- **TASK PROMPT**
Beginning at the first line of the data, print each line exactly, stopping after the line that contains "16.17L4.83 12l-1.42 1.41L9".

- **SUPPLIED INFORMATION**
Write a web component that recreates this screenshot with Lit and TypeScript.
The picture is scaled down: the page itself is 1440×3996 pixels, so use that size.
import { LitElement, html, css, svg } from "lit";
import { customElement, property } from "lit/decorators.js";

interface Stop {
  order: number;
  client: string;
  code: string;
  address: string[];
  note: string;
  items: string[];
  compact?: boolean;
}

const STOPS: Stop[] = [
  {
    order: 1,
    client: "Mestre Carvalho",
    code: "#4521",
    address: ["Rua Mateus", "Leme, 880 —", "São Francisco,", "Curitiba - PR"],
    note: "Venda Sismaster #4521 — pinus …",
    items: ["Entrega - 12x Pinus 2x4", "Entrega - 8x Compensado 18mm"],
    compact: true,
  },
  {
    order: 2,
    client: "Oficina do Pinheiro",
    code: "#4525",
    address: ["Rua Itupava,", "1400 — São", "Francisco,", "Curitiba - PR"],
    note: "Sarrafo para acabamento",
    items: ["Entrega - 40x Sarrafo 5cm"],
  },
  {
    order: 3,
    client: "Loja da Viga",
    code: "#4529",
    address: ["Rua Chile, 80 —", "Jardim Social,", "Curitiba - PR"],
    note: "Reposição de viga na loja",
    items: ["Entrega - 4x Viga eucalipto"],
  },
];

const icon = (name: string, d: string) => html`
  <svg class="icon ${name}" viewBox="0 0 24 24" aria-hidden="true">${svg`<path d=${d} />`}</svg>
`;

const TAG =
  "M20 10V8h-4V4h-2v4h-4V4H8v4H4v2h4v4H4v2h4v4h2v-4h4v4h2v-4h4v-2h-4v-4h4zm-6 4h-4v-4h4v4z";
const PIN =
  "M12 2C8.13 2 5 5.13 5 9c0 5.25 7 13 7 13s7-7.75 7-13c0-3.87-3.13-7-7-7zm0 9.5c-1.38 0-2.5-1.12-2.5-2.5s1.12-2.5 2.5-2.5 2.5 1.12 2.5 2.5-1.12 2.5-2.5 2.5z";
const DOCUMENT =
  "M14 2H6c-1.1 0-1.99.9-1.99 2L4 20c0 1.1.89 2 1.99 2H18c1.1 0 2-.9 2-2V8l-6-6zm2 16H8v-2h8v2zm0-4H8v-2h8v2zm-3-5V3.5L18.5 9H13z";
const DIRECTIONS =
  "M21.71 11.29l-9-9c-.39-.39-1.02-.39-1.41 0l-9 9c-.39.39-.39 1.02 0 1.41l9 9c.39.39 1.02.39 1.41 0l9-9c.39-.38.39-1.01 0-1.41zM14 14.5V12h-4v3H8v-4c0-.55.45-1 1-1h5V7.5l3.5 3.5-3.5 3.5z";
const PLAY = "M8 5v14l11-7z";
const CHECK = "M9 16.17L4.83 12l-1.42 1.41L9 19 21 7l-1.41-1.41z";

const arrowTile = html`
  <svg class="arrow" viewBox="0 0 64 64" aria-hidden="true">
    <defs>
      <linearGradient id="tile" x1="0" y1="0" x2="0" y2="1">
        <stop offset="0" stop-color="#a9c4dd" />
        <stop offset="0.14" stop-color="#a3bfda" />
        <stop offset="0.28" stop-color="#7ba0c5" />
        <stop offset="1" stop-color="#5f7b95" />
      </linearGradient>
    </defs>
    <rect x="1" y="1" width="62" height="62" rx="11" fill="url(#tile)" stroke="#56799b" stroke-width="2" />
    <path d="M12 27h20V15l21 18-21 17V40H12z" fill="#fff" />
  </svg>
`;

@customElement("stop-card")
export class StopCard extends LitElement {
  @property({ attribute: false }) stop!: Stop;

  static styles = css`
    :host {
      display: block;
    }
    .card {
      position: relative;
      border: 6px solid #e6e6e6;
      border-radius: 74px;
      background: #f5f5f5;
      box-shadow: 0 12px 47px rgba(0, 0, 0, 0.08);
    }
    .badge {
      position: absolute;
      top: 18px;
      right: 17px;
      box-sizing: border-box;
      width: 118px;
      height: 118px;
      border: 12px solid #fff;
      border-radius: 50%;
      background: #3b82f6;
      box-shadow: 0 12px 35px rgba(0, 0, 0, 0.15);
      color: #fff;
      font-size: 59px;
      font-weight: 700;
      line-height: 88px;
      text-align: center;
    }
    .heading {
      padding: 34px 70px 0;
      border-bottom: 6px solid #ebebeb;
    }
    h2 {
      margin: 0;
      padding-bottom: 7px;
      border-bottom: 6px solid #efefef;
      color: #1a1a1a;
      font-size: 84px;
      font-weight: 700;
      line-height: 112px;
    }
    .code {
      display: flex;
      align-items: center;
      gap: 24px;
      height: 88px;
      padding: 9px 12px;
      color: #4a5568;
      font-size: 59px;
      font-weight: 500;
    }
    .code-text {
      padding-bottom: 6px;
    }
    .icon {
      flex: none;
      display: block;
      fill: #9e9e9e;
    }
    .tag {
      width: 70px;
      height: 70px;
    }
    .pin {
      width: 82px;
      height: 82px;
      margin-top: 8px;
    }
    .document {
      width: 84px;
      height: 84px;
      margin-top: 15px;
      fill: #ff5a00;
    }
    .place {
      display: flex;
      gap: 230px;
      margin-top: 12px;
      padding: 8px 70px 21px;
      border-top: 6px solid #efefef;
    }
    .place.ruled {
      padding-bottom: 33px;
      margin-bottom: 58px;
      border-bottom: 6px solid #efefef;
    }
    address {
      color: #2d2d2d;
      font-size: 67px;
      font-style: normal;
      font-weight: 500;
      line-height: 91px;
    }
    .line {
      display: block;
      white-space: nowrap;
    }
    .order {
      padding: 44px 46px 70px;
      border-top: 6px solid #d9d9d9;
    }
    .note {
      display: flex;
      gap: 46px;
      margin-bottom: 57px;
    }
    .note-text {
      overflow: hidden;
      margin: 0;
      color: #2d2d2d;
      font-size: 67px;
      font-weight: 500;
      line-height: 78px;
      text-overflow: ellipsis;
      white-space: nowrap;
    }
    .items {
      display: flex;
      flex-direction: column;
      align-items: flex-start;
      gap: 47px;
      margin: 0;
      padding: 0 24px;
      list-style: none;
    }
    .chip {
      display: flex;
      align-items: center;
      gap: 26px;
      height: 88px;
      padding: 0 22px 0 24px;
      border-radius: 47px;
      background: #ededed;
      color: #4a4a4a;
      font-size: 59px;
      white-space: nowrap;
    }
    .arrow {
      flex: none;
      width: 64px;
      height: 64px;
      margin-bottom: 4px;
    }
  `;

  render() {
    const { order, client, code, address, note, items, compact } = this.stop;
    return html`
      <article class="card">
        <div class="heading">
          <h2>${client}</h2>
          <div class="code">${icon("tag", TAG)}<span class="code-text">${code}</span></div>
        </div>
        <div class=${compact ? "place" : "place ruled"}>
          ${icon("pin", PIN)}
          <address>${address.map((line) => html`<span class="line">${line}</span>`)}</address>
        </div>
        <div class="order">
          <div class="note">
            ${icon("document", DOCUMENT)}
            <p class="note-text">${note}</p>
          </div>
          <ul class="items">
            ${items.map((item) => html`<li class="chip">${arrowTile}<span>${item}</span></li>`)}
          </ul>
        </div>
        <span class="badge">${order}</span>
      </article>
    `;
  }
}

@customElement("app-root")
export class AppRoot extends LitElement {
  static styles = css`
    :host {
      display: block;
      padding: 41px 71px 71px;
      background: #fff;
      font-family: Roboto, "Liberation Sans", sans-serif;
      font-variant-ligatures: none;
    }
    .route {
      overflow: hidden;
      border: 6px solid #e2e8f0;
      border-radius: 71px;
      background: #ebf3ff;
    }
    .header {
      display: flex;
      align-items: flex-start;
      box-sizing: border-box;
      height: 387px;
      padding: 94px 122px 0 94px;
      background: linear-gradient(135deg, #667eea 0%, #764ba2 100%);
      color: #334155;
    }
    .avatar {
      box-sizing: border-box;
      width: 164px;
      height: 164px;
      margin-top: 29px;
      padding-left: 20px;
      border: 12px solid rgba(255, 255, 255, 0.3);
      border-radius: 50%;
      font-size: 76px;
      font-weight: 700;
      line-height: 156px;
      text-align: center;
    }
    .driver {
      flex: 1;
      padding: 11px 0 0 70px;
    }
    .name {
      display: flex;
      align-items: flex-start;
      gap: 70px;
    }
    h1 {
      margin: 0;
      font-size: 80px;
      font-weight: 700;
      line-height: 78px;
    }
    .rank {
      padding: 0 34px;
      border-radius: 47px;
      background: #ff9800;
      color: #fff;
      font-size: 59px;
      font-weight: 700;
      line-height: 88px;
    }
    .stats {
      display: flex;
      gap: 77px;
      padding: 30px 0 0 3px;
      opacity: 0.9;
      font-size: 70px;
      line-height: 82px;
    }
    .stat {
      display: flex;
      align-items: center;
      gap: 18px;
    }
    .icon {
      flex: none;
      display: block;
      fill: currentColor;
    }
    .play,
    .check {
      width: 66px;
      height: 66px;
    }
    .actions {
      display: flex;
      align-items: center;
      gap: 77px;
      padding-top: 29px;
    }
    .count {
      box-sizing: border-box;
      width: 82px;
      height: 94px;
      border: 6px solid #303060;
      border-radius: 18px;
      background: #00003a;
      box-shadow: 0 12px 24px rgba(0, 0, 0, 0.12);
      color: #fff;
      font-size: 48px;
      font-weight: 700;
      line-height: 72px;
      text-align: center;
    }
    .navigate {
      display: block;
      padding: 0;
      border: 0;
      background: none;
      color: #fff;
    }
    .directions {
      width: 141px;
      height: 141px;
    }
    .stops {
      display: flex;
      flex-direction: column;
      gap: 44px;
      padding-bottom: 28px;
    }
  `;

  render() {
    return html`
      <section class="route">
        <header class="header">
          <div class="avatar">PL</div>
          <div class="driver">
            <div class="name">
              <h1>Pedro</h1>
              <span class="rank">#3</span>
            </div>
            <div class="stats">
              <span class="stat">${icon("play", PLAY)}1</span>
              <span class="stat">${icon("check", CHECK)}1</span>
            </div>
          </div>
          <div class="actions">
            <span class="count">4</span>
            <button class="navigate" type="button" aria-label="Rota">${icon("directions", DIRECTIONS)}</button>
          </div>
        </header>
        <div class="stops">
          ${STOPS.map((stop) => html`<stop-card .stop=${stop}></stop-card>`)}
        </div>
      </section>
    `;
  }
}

- **PROBLEM SOLUTION**
Write a web component that recreates this screenshot with Lit and TypeScript.
The picture is scaled down: the page itself is 1440×3996 pixels, so use that size.
import { LitElement, html, css, svg } from "lit";
import { customElement, property } from "lit/decorators.js";

interface Stop {
  order: number;
  client: string;
  code: string;
  address: string[];
  note: string;
  items: string[];
  compact?: boolean;
}

const STOPS: Stop[] = [
  {
    order: 1,
    client: "Mestre Carvalho",
    code: "#4521",
    address: ["Rua Mateus", "Leme, 880 —", "São Francisco,", "Curitiba - PR"],
    note: "Venda Sismaster #4521 — pinus …",
    items: ["Entrega - 12x Pinus 2x4", "Entrega - 8x Compensado 18mm"],
    compact: true,
  },
  {
    order: 2,
    client: "Oficina do Pinheiro",
    code: "#4525",
    address: ["Rua Itupava,", "1400 — São", "Francisco,", "Curitiba - PR"],
    note: "Sarrafo para acabamento",
    items: ["Entrega - 40x Sarrafo 5cm"],
  },
  {
    order: 3,
    client: "Loja da Viga",
    code: "#4529",
    address: ["Rua Chile, 80 —", "Jardim Social,", "Curitiba - PR"],
    note: "Reposição de viga na loja",
    items: ["Entrega - 4x Viga eucalipto"],
  },
];

const icon = (name: string, d: string) => html`
  <svg class="icon ${name}" viewBox="0 0 24 24" aria-hidden="true">${svg`<path d=${d} />`}</svg>
`;

const TAG =
  "M20 10V8h-4V4h-2v4h-4V4H8v4H4v2h4v4H4v2h4v4h2v-4h4v4h2v-4h4v-2h-4v-4h4zm-6 4h-4v-4h4v4z";
const PIN =
  "M12 2C8.13 2 5 5.13 5 9c0 5.25 7 13 7 13s7-7.75 7-13c0-3.87-3.13-7-7-7zm0 9.5c-1.38 0-2.5-1.12-2.5-2.5s1.12-2.5 2.5-2.5 2.5 1.12 2.5 2.5-1.12 2.5-2.5 2.5z";
const DOCUMENT =
  "M14 2H6c-1.1 0-1.99.9-1.99 2L4 20c0 1.1.89 2 1.99 2H18c1.1 0 2-.9 2-2V8l-6-6zm2 16H8v-2h8v2zm0-4H8v-2h8v2zm-3-5V3.5L18.5 9H13z";
const DIRECTIONS =
  "M21.71 11.29l-9-9c-.39-.39-1.02-.39-1.41 0l-9 9c-.39.39-.39 1.02 0 1.41l9 9c.39.39 1.02.39 1.41 0l9-9c.39-.38.39-1.01 0-1.41zM14 14.5V12h-4v3H8v-4c0-.55.45-1 1-1h5V7.5l3.5 3.5-3.5 3.5z";
const PLAY = "M8 5v14l11-7z";
const CHECK = "M9 16.17L4.83 12l-1.42 1.41L9 19 21 7l-1.41-1.41z";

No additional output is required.